> _EXERCISE DESCRIPTION_: Without the pictures, return each record as it appears.

> _DATA FOR THE TASK_:
--
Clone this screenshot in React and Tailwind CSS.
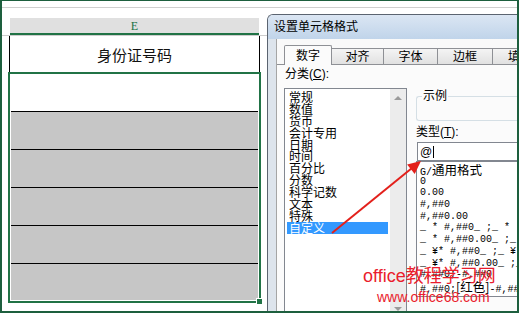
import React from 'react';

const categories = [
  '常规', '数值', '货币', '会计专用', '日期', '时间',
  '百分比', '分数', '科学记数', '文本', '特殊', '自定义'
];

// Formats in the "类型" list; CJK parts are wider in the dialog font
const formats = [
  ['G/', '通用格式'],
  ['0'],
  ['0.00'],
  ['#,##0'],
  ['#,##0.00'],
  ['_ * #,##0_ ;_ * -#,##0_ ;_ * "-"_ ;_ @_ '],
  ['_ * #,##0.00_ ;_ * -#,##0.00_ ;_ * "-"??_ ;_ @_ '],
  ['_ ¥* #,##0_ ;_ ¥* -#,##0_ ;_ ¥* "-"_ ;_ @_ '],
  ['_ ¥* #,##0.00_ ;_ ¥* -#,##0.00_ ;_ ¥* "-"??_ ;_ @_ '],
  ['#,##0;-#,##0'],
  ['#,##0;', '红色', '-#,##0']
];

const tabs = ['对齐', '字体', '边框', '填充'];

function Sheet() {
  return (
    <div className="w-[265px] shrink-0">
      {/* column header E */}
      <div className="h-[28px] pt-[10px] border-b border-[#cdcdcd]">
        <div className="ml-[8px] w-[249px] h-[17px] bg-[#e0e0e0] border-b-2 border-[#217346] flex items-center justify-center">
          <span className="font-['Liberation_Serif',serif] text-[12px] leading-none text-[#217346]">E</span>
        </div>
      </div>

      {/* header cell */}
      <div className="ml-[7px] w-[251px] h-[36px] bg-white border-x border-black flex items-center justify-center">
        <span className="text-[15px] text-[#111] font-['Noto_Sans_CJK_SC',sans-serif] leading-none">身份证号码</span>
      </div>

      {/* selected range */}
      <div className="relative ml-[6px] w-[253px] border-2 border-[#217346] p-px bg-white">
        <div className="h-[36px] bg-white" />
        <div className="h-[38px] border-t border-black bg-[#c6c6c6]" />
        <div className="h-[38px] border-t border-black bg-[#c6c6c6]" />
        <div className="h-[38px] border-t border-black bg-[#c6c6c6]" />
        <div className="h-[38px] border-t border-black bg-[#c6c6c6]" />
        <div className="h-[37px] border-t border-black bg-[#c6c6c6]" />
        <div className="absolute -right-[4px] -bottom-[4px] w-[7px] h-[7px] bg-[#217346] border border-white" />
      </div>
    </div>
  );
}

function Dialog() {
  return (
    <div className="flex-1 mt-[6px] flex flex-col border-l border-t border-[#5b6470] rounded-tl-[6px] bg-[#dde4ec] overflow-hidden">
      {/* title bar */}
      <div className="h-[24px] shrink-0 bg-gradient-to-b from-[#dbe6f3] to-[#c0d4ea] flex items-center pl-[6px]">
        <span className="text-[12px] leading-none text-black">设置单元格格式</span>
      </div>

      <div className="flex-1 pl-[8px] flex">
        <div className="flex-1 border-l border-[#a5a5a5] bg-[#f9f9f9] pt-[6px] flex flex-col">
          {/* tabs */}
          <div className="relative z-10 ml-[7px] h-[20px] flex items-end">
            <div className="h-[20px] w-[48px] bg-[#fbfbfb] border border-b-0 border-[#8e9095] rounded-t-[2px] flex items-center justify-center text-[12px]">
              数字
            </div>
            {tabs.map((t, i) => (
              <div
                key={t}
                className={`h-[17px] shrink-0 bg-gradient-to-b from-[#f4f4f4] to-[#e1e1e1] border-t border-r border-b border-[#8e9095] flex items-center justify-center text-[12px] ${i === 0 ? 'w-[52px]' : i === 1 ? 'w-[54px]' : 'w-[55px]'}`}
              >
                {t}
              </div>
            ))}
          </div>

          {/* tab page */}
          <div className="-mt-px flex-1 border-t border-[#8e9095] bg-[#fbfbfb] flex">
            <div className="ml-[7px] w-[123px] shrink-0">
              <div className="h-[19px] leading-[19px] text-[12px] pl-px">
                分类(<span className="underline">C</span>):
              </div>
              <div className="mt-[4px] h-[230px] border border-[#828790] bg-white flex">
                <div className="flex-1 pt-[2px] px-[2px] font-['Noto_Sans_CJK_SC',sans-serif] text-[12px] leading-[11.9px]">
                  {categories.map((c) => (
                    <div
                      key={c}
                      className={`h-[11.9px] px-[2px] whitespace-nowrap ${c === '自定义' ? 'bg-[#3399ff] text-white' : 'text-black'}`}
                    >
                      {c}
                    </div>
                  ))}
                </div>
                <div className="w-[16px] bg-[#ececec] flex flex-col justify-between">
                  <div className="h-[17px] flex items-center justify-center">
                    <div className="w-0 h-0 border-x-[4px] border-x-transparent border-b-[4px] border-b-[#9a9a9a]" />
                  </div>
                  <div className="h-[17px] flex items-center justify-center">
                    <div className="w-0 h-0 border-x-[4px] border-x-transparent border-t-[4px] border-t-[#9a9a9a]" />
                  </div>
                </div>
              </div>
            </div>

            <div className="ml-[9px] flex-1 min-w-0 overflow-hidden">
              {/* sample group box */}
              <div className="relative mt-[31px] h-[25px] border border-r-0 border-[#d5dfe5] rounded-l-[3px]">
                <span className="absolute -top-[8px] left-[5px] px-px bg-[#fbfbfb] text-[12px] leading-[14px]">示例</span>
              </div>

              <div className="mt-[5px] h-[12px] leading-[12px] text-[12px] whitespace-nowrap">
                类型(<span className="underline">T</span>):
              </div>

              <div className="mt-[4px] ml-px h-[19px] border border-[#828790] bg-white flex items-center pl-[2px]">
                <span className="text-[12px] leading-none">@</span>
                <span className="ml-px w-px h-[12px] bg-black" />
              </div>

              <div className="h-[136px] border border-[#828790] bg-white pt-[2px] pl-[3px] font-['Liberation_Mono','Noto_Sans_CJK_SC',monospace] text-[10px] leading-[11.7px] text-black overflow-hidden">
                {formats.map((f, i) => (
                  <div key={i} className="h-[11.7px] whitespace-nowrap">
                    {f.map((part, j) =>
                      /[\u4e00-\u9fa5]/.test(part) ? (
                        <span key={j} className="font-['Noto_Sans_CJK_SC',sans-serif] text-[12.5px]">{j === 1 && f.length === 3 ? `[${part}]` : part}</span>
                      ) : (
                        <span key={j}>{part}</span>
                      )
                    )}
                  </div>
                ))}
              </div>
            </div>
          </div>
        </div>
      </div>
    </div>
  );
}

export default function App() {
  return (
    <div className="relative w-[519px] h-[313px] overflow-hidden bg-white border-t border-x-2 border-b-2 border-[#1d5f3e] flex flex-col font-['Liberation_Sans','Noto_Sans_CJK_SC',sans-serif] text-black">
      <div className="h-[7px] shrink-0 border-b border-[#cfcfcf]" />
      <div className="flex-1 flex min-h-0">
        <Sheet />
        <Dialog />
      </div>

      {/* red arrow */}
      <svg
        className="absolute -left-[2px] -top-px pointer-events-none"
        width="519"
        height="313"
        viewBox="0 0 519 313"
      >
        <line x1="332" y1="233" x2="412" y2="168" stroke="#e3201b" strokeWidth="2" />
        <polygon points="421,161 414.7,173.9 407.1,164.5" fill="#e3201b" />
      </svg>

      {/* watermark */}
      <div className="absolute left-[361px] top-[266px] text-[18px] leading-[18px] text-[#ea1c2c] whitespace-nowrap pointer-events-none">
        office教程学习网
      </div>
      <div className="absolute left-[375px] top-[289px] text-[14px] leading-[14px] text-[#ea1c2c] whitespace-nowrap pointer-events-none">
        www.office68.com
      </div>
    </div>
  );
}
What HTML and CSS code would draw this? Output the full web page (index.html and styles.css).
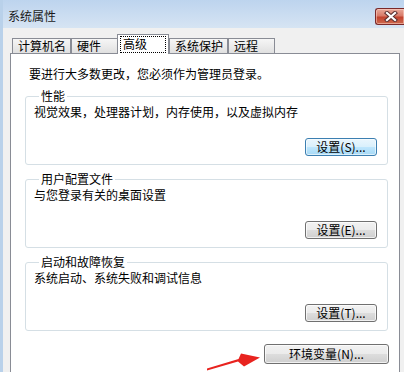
--
> _WRITTEN SOLUTION_:
Clone this screenshot in React and Tailwind CSS.
import React from 'react';

const categories = [
  '常规', '数值', '货币', '会计专用', '日期', '时间',
  '百分比', '分数', '科学记数', '文本', '特殊', '自定义'
];

// Formats in the "类型" list; CJK parts are wider in the dialog font
const formats = [
  ['G/', '通用格式'],
  ['0'],
  ['0.00'],
  ['#,##0'],
  ['#,##0.00'],
  ['_ * #,##0_ ;_ * -#,##0_ ;_ * "-"_ ;_ @_ '],
  ['_ * #,##0.00_ ;_ * -#,##0.00_ ;_ * "-"??_ ;_ @_ '],
  ['_ ¥* #,##0_ ;_ ¥* -#,##0_ ;_ ¥* "-"_ ;_ @_ '],
  ['_ ¥* #,##0.00_ ;_ ¥* -#,##0.00_ ;_ ¥* "-"??_ ;_ @_ '],
  ['#,##0;-#,##0'],
  ['#,##0;', '红色', '-#,##0']
];

const tabs = ['对齐', '字体', '边框', '填充'];

function Sheet() {
  return (
    <div className="w-[265px] shrink-0">
      {/* column header E */}
      <div className="h-[28px] pt-[10px] border-b border-[#cdcdcd]">
        <div className="ml-[8px] w-[249px] h-[17px] bg-[#e0e0e0] border-b-2 border-[#217346] flex items-center justify-center">
          <span className="font-['Liberation_Serif',serif] text-[12px] leading-none text-[#217346]">E</span>
        </div>
      </div>

      {/* header cell */}
      <div className="ml-[7px] w-[251px] h-[36px] bg-white border-x border-black flex items-center justify-center">
        <span className="text-[15px] text-[#111] font-['Noto_Sans_CJK_SC',sans-serif] leading-none">身份证号码</span>
      </div>

      {/* selected range */}
      <div className="relative ml-[6px] w-[253px] border-2 border-[#217346] p-px bg-white">
        <div className="h-[36px] bg-white" />
        <div className="h-[38px] border-t border-black bg-[#c6c6c6]" />
        <div className="h-[38px] border-t border-black bg-[#c6c6c6]" />
        <div className="h-[38px] border-t border-black bg-[#c6c6c6]" />
        <div className="h-[38px] border-t border-black bg-[#c6c6c6]" />
        <div className="h-[37px] border-t border-black bg-[#c6c6c6]" />
        <div className="absolute -right-[4px] -bottom-[4px] w-[7px] h-[7px] bg-[#217346] border border-white" />
      </div>
    </div>
  );
}

function Dialog() {
  return (
    <div className="flex-1 mt-[6px] flex flex-col border-l border-t border-[#5b6470] rounded-tl-[6px] bg-[#dde4ec] overflow-hidden">
      {/* title bar */}
      <div className="h-[24px] shrink-0 bg-gradient-to-b from-[#dbe6f3] to-[#c0d4ea] flex items-center pl-[6px]">
        <span className="text-[12px] leading-none text-black">设置单元格格式</span>
      </div>

      <div className="flex-1 pl-[8px] flex">
        <div className="flex-1 border-l border-[#a5a5a5] bg-[#f9f9f9] pt-[6px] flex flex-col">
          {/* tabs */}
          <div className="relative z-10 ml-[7px] h-[20px] flex items-end">
            <div className="h-[20px] w-[48px] bg-[#fbfbfb] border border-b-0 border-[#8e9095] rounded-t-[2px] flex items-center justify-center text-[12px]">
              数字
            </div>
            {tabs.map((t, i) => (
              <div
                key={t}
                className={`h-[17px] shrink-0 bg-gradient-to-b from-[#f4f4f4] to-[#e1e1e1] border-t border-r border-b border-[#8e9095] flex items-center justify-center text-[12px] ${i === 0 ? 'w-[52px]' : i === 1 ? 'w-[54px]' : 'w-[55px]'}`}
              >
                {t}
              </div>
            ))}
          </div>

          {/* tab page */}
          <div className="-mt-px flex-1 border-t border-[#8e9095] bg-[#fbfbfb] flex">
            <div className="ml-[7px] w-[123px] shrink-0">
              <div className="h-[19px] leading-[19px] text-[12px] pl-px">
                分类(<span className="underline">C</span>):
              </div>
              <div className="mt-[4px] h-[230px] border border-[#828790] bg-white flex">
                <div className="flex-1 pt-[2px] px-[2px] font-['Noto_Sans_CJK_SC',sans-serif] text-[12px] leading-[11.9px]">
                  {categories.map((c) => (
                    <div
                      key={c}
                      className={`h-[11.9px] px-[2px] whitespace-nowrap ${c === '自定义' ? 'bg-[#3399ff] text-white' : 'text-black'}`}
                    >
                      {c}
                    </div>
                  ))}
                </div>
                <div className="w-[16px] bg-[#ececec] flex flex-col justify-between">
                  <div className="h-[17px] flex items-center justify-center">
                    <div className="w-0 h-0 border-x-[4px] border-x-transparent border-b-[4px] border-b-[#9a9a9a]" />
                  </div>
                  <div className="h-[17px] flex items-center justify-center">
                    <div className="w-0 h-0 border-x-[4px] border-x-transparent border-t-[4px] border-t-[#9a9a9a]" />
                  </div>
                </div>
              </div>
            </div>

            <div className="ml-[9px] flex-1 min-w-0 overflow-hidden">
              {/* sample group box */}
              <div className="relative mt-[31px] h-[25px] border border-r-0 border-[#d5dfe5] rounded-l-[3px]">
                <span className="absolute -top-[8px] left-[5px] px-px bg-[#fbfbfb] text-[12px] leading-[14px]">示例</span>
              </div>

              <div className="mt-[5px] h-[12px] leading-[12px] text-[12px] whitespace-nowrap">
                类型(<span className="underline">T</span>):
              </div>

              <div className="mt-[4px] ml-px h-[19px] border border-[#828790] bg-white flex items-center pl-[2px]">
                <span className="text-[12px] leading-none">@</span>
                <span className="ml-px w-px h-[12px] bg-black" />
              </div>

              <div className="h-[136px] border border-[#828790] bg-white pt-[2px] pl-[3px] font-['Liberation_Mono','Noto_Sans_CJK_SC',monospace] text-[10px] leading-[11.7px] text-black overflow-hidden">
                {formats.map((f, i) => (
                  <div key={i} className="h-[11.7px] whitespace-nowrap">
                    {f.map((part, j) =>
                      /[\u4e00-\u9fa5]/.test(part) ? (
                        <span key={j} className="font-['Noto_Sans_CJK_SC',sans-serif] text-[12.5px]">{j === 1 && f.length === 3 ? `[${part}]` : part}</span>
                      ) : (
                        <span key={j}>{part}</span>
                      )
                    )}
                  </div>
                ))}
              </div>
            </div>
          </div>
        </div>
      </div>
    </div>
  );
}

export default function App() {
  return (
    <div className="relative w-[519px] h-[313px] overflow-hidden bg-white border-t border-x-2 border-b-2 border-[#1d5f3e] flex flex-col font-['Liberation_Sans','Noto_Sans_CJK_SC',sans-serif] text-black">
      <div className="h-[7px] shrink-0 border-b border-[#cfcfcf]" />
      <div className="flex-1 flex min-h-0">
        <Sheet />
        <Dialog />
      </div>

      {/* red arrow */}
      <svg
        className="absolute -left-[2px] -top-px pointer-events-none"
        width="519"
        height="313"
        viewBox="0 0 519 313"
      >
        <line x1="332" y1="233" x2="412" y2="168" stroke="#e3201b" strokeWidth="2" />
        <polygon points="421,161 414.7,173.9 407.1,164.5" fill="#e3201b" />
      </svg>

      {/* watermark */}
      <div className="absolute left-[361px] top-[266px] text-[18px] leading-[18px] text-[#ea1c2c] whitespace-nowrap pointer-events-none">
        office教程学习网
      </div>
      <div className="absolute left-[375px] top-[289px] text-[14px] leading-[14px] text-[#ea1c2c] whitespace-nowrap pointer-events-none">
        www.office68.com
      </div>
    </div>
  );
}
What HTML and CSS code would draw this? Output the full web page (index.html and styles.css).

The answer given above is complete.